Luisa Lama, Nilde Iotti. Una storia politica al femminile, Donzelli, Roma 2020, p.10.
“Nilde Iotti lo conosceva. Lei stessa aveva frequentato la libreria Prandi, centro di aggregazione antifascista, soprattutto socialista. Era stata presente ad alcune riunioni dense di pathos per l’atmosfera di segretezza cospirativa che si respirava, per gli scenari nuovi e sempre più concreti che si delineavano, ma anche per il rituale che apriva quegli incontri. (…) Ogni appuntamento, infatti, era accompagnato da una colonna sonora, sempre la stessa: l’ouverture 1812 scritta da Cajkovskij per onorare l’impero e l’eroismo russo, capace di sconfiggere la grande armata di Napoleone”.

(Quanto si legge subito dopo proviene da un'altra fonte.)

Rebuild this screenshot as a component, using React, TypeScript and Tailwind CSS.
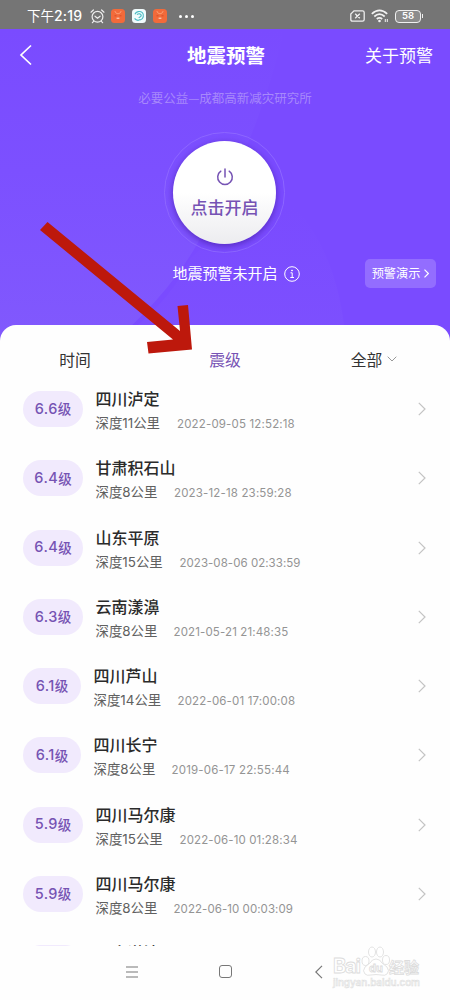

Luisa Lama, Nilde Iotti. Una storia politica al femminile, Donzelli, Roma 2020, p. 12.
“Lui che era figlio d’un cantoniere e faceva il capo deviatore delle ferrovie di Reggio Emilia. Lui che era socialista. Anzi: che del socialismo aveva un senso quasi mitico. E lo vedeva, lo viveva, come una sorta di religione… Ricordo la camera da letto: con un pannello sopra la testata che era stato distribuito dal partito: ‘Lavoratori di tutto il mondo unitevi’… Cristo come precursore d’un idea d’eguaglianza, non so se afferra…”
Tutte le citazioni dalle interviste provengono da Roberta Cairoli, Debora Migliucci (a cura di), Istituzioni, diritti e passioni. Nilde Iotti e le parole della politica. Interviste 1979-1993, Biblion Edizioni, Milano 2012.
Lina Coletti, Nostra signora di Montecitorio, “L’Europeo”, 14 settembre 1990.